The Stranger is Welles at his most audience-pleasing; for a look at the director at his most radical, follow it up with The Other Side of the Wind, his vitriolic, inside-Hollywood passion project shot during a tumultuous six-plus years toward the end of his career, and completed some 40 years later by friend and historian Peter Bogdanovich.
Containing one of the most hallucinatory sex scenes in a mainstream movie, it’s a layered, dizzying, psychedelic look into the final day of a leonine Hollywood director (John Huston), obviously modeled on Welles himself, during a screening party for his latest avant-garde film. Shot in a documentary style that juxtaposes scenes from the director’s film-within-the-film, The Other Side of the Wind is a poison-pen letter to a Hollywood that chewed Welles up and spit him out, and it may be the best movie Netflix has ever financed.
Netflix also offers 1968’s Once Upon a Time in the West. At 165 minutes, it’s the sort of visionary time suck perfect for days and nights with nowhere to go and nothing to do. Immerse yourself in Sergio Leone’s sweeping, mythic neo-Western which, with its central characters of a bandit (Jason Robards), a harmonica-playing gunman (Charles Bronson) and his villainous nemesis (Henry Fonda, in a rare black-hat role), plies some of the same terrain as Leone’s earlier The Good, The Bad and the Ugly, but with the visual poetry ramped up.

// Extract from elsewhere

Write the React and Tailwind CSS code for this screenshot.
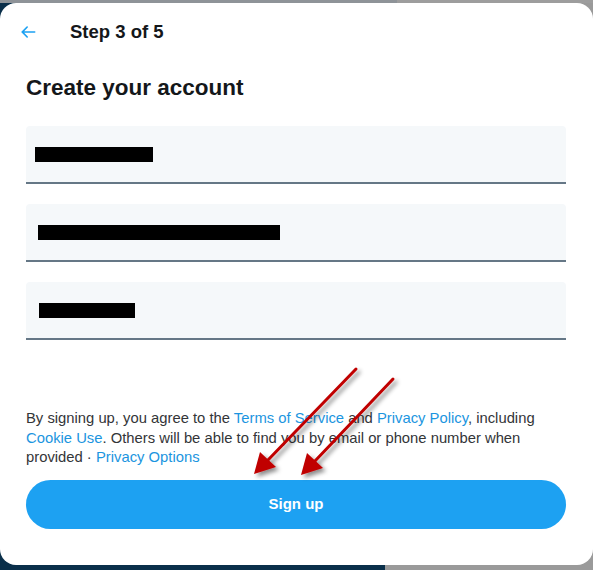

The mise-en-scène is drop-dead gorgeous, with Tonino Delli Colli’s masterful shuffling between widescreen vistas and tight close-ups a film school all by itself. The crew is a who’s-who of Italian cinema; Dario Argento and Bernardo Bertolucci co-wrote the script, and Ennio Morricone composed the iconic score.
Speaking of great films from 1968, you can also catch Rosemary’s Baby, because there’s nothing like a demon seed to take your mind off of a global pandemic. This atmospheric chiller, whose women’s-liberation subtext resonates anew today, was a breakthrough for director Roman Polanski, in his first American feature, and star Mia Farrow, who was then most known for her part on TV’s Peyton Place, and who accepted the lead role over the vociferous objections of her then-husband, Frank Sinatra. Polanski, not surprisingly, had campaigned for Sharon Tate in the role.
Today, the movie is so iconic that we cannot imagine anybody else in it. It’s a slow-burning, psychodramatic shock to the system so intense that you don’t want to watch it with the lights off — and one that achieves its intended effect without gore or even much on-screen violence.